_WHAT YOU ARE ASKED TO DO_.
Go through the listing and set it down exactly, leaving out its pictures.

▬▬▬▬▬▬▬▬▬▬

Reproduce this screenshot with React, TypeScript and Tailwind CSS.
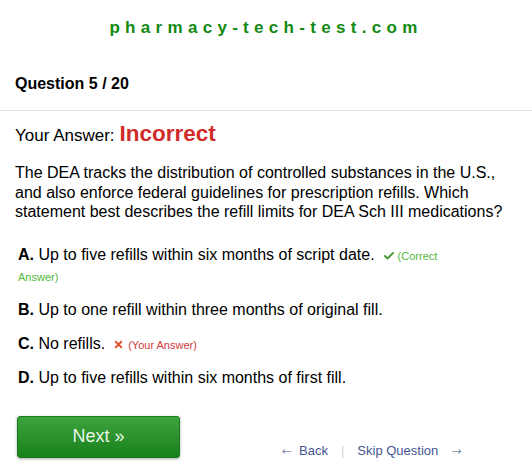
import { Check, X } from "lucide-react";

const options = [
  { key: "A", text: "Up to five refills within six months of script date.", mark: "correct" },
  { key: "B", text: "Up to one refill within three months of original fill.", mark: "" },
  { key: "C", text: "No refills.", mark: "yours" },
  { key: "D", text: "Up to five refills within six months of first fill.", mark: "" },
];

export default function App() {
  return (
    <div className="w-[532px] h-[466px] bg-white text-black font-['Liberation_Sans',Arial,sans-serif] overflow-hidden">
      <div className="pt-[15px] text-center">
        <span className="text-[17px] font-bold tracking-[5.3px] text-[#138a13]">pharmacy-tech-test.com</span>
      </div>

      <div className="px-[15px] pt-[34px] pb-[17px] border-b border-[#e3e3e3]">
        <h2 className="text-[16px] font-bold leading-[18px]">Question 5 / 20</h2>
      </div>

      <div className="px-[15px] pt-[6px]">
        <div className="flex items-baseline gap-[5px]">
          <span className="text-[17px]">Your Answer:</span>
          <span className="text-[22.5px] font-bold text-[#d02b2b]">Incorrect</span>
        </div>

        <p className="mt-[13px] text-[16px] leading-[19.5px]">
          The DEA tracks the distribution of controlled substances in the U.S., and also enforce federal
          guidelines for prescription refills. Which statement best describes the refill limits for DEA Sch III
          medications?
        </p>

        <ul className="mt-[22px] pl-[3px] pr-[60px] flex flex-col gap-[13px]">
          {options.map((o) => (
            <li key={o.key} className="text-[16px] leading-[21px]">
              <b>{o.key}.</b> {o.text}
              {o.mark === "correct" && (
                <span className="text-[11px] leading-none text-[#52b83a] ml-[8px]">
                  <Check className="inline w-[12px] h-[12px] text-[#4a9a3a] mr-[3px] -mt-[2px]" strokeWidth={4} />
                  (Correct Answer)
                </span>
              )}
              {o.mark === "yours" && (
                <span className="text-[11px] leading-none text-[#d03a3a] ml-[8px]">
                  <X className="inline w-[11px] h-[11px] text-[#e0502a] mr-[4px] -mt-[2px]" strokeWidth={4} />
                  (Your Answer)
                </span>
              )}
            </li>
          ))}
        </ul>

        <div className="mt-[28px] pl-[2px] flex items-end">
          <button className="w-[163px] h-[42px] rounded-[3px] bg-gradient-to-b from-[#3ea43e] to-[#15801a] border border-[#1b7a1b] shadow-[0_1px_3px_rgba(0,0,0,0.35)] text-[18px] text-[#eaf7e6]">
            Next »
          </button>
          <div className="ml-[102px] -mb-[3px] flex items-center text-[13px] text-[#44558f]">
            <span className="font-['DejaVu_Sans',sans-serif] text-[12px] font-light">←</span>
            <span className="ml-[7px]">Back</span>
            <span className="mx-[13px] text-[#d4d4d4]">|</span>
            <span>Skip Question</span>
            <span className="ml-[13px] font-['DejaVu_Sans',sans-serif] text-[12px] font-light">→</span>
          </div>
        </div>
      </div>
    </div>
  );
}
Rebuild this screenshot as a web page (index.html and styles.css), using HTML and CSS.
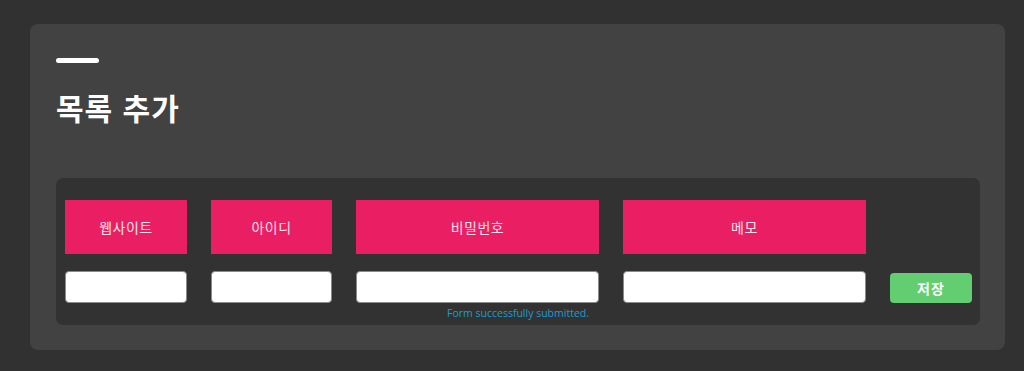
FILE: index.html
```html
<!doctype html>
<html lang="ko">

<head>
  <meta charset="UTF-8" />
  <meta name="viewport" content="width=device-width, initial-scale=1.0">
  <title>목록 추가</title>
  <link rel="stylesheet" href="styles.css">
</head>

<body>
  <div class="card">
    <div class="accent"></div>
    <h1>목록 추가</h1>

    <form class="add-form" onsubmit="return false;">
      <div class="form-grid">
        <div class="label">웹사이트</div>
        <div class="label">아이디</div>
        <div class="label">비밀번호</div>
        <div class="label">메모</div>
        <div></div>

        <input type="text" class="field">
        <input type="text" class="field">
        <input type="password" class="field">
        <input type="text" class="field">
        <button type="submit" class="save-btn">저장</button>
      </div>
      <p class="status">Form successfully submitted.</p>
    </form>
  </div>
</body>

</html>
```

FILE: styles.css
```css
body {
  margin: 0;
  padding: 24px 19px 21px 30px;
  background-color: #313131;
  font-family: "Noto Sans CJK KR", "Noto Sans", sans-serif;
}

.card {
  background-color: #424242;
  border-radius: 8px;
  padding: 34px 25px 25px 26px;
}

.accent {
  width: 43px;
  height: 5px;
  border-radius: 3px;
  background-color: #ffffff;
}

h1 {
  margin: 24px 0 0 0;
  color: #ffffff;
  font-size: 30px;
  font-weight: bold;
  letter-spacing: 1px;
  line-height: 40px;
  height: 91px;
}

.add-form {
  background-color: #323232;
  border-radius: 7px;
  padding: 22px 9px 0 9px;
  height: 147px;
  box-sizing: border-box;
}

.form-grid {
  display: grid;
  grid-template-columns: 122px 121px 243px 243px 82px;
  grid-template-rows: 54px 32px;
  column-gap: 24px;
  row-gap: 17px;
  align-items: center;
}

.label {
  height: 54px;
  background-color: #e91e63;
  color: #fbe3ec;
  font-size: 14px;
  letter-spacing: 0.5px;
  display: flex;
  align-items: center;
  justify-content: center;
}

.field {
  height: 32px;
  box-sizing: border-box;
  margin: 0;
  background-color: #ffffff;
  border: 1px solid #8a8a8a;
  border-radius: 4px;
}

.save-btn {
  height: 30px;
  margin-top: 2px;
  border: none;
  border-radius: 4px;
  background-color: #62ce71;
  color: #ffffff;
  font-family: "Noto Sans CJK KR", sans-serif;
  font-size: 14px;
  font-weight: bold;
  letter-spacing: 1px;
  cursor: pointer;
}

.status {
  margin: 3px 0 0 0;
  text-align: center;
  color: #1c9ccf;
  font-family: "Open Sans", sans-serif;
  font-size: 10.5px;
  line-height: 14px;
}
```
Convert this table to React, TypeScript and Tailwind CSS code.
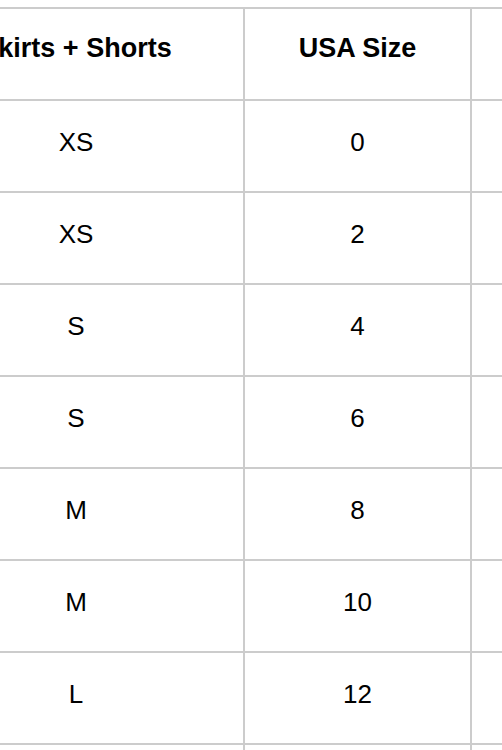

▬▬▬▬▬▬▬▬▬▬

_OUTPUT_.
Reproduce this screenshot with React, TypeScript and Tailwind CSS.
import { Check, X } from "lucide-react";

const options = [
  { key: "A", text: "Up to five refills within six months of script date.", mark: "correct" },
  { key: "B", text: "Up to one refill within three months of original fill.", mark: "" },
  { key: "C", text: "No refills.", mark: "yours" },
  { key: "D", text: "Up to five refills within six months of first fill.", mark: "" },
];

export default function App() {
  return (
    <div className="w-[532px] h-[466px] bg-white text-black font-['Liberation_Sans',Arial,sans-serif] overflow-hidden">
      <div className="pt-[15px] text-center">
        <span className="text-[17px] font-bold tracking-[5.3px] text-[#138a13]">pharmacy-tech-test.com</span>
      </div>

      <div className="px-[15px] pt-[34px] pb-[17px] border-b border-[#e3e3e3]">
        <h2 className="text-[16px] font-bold leading-[18px]">Question 5 / 20</h2>
      </div>

      <div className="px-[15px] pt-[6px]">
        <div className="flex items-baseline gap-[5px]">
          <span className="text-[17px]">Your Answer:</span>
          <span className="text-[22.5px] font-bold text-[#d02b2b]">Incorrect</span>
        </div>

        <p className="mt-[13px] text-[16px] leading-[19.5px]">
          The DEA tracks the distribution of controlled substances in the U.S., and also enforce federal
          guidelines for prescription refills. Which statement best describes the refill limits for DEA Sch III
          medications?
        </p>

        <ul className="mt-[22px] pl-[3px] pr-[60px] flex flex-col gap-[13px]">
          {options.map((o) => (
            <li key={o.key} className="text-[16px] leading-[21px]">
              <b>{o.key}.</b> {o.text}
              {o.mark === "correct" && (
                <span className="text-[11px] leading-none text-[#52b83a] ml-[8px]">
                  <Check className="inline w-[12px] h-[12px] text-[#4a9a3a] mr-[3px] -mt-[2px]" strokeWidth={4} />
                  (Correct Answer)
                </span>
              )}
              {o.mark === "yours" && (
                <span className="text-[11px] leading-none text-[#d03a3a] ml-[8px]">
                  <X className="inline w-[11px] h-[11px] text-[#e0502a] mr-[4px] -mt-[2px]" strokeWidth={4} />
                  (Your Answer)
                </span>
              )}
            </li>
          ))}
        </ul>

        <div className="mt-[28px] pl-[2px] flex items-end">
          <button className="w-[163px] h-[42px] rounded-[3px] bg-gradient-to-b from-[#3ea43e] to-[#15801a] border border-[#1b7a1b] shadow-[0_1px_3px_rgba(0,0,0,0.35)] text-[18px] text-[#eaf7e6]">
            Next »
          </button>
          <div className="ml-[102px] -mb-[3px] flex items-center text-[13px] text-[#44558f]">
            <span className="font-['DejaVu_Sans',sans-serif] text-[12px] font-light">←</span>
            <span className="ml-[7px]">Back</span>
            <span className="mx-[13px] text-[#d4d4d4]">|</span>
            <span>Skip Question</span>
            <span className="ml-[13px] font-['DejaVu_Sans',sans-serif] text-[12px] font-light">→</span>
          </div>
        </div>
      </div>
    </div>
  );
}
Rebuild this screenshot as a web page (index.html and styles.css), using HTML and CSS.
FILE: index.html
```html
<!doctype html>
<html lang="ko">

<head>
  <meta charset="UTF-8" />
  <meta name="viewport" content="width=device-width, initial-scale=1.0">
  <title>목록 추가</title>
  <link rel="stylesheet" href="styles.css">
</head>

<body>
  <div class="card">
    <div class="accent"></div>
    <h1>목록 추가</h1>

    <form class="add-form" onsubmit="return false;">
      <div class="form-grid">
        <div class="label">웹사이트</div>
        <div class="label">아이디</div>
        <div class="label">비밀번호</div>
        <div class="label">메모</div>
        <div></div>

        <input type="text" class="field">
        <input type="text" class="field">
        <input type="password" class="field">
        <input type="text" class="field">
        <button type="submit" class="save-btn">저장</button>
      </div>
      <p class="status">Form successfully submitted.</p>
    </form>
  </div>
</body>

</html>
```

FILE: styles.css
```css
body {
  margin: 0;
  padding: 24px 19px 21px 30px;
  background-color: #313131;
  font-family: "Noto Sans CJK KR", "Noto Sans", sans-serif;
}

.card {
  background-color: #424242;
  border-radius: 8px;
  padding: 34px 25px 25px 26px;
}

.accent {
  width: 43px;
  height: 5px;
  border-radius: 3px;
  background-color: #ffffff;
}

h1 {
  margin: 24px 0 0 0;
  color: #ffffff;
  font-size: 30px;
  font-weight: bold;
  letter-spacing: 1px;
  line-height: 40px;
  height: 91px;
}

.add-form {
  background-color: #323232;
  border-radius: 7px;
  padding: 22px 9px 0 9px;
  height: 147px;
  box-sizing: border-box;
}

.form-grid {
  display: grid;
  grid-template-columns: 122px 121px 243px 243px 82px;
  grid-template-rows: 54px 32px;
  column-gap: 24px;
  row-gap: 17px;
  align-items: center;
}

.label {
  height: 54px;
  background-color: #e91e63;
  color: #fbe3ec;
  font-size: 14px;
  letter-spacing: 0.5px;
  display: flex;
  align-items: center;
  justify-content: center;
}

.field {
  height: 32px;
  box-sizing: border-box;
  margin: 0;
  background-color: #ffffff;
  border: 1px solid #8a8a8a;
  border-radius: 4px;
}

.save-btn {
  height: 30px;
  margin-top: 2px;
  border: none;
  border-radius: 4px;
  background-color: #62ce71;
  color: #ffffff;
  font-family: "Noto Sans CJK KR", sans-serif;
  font-size: 14px;
  font-weight: bold;
  letter-spacing: 1px;
  cursor: pointer;
}

.status {
  margin: 3px 0 0 0;
  text-align: center;
  color: #1c9ccf;
  font-family: "Open Sans", sans-serif;
  font-size: 10.5px;
  line-height: 14px;
}
```
Convert this table to React, TypeScript and Tailwind CSS code.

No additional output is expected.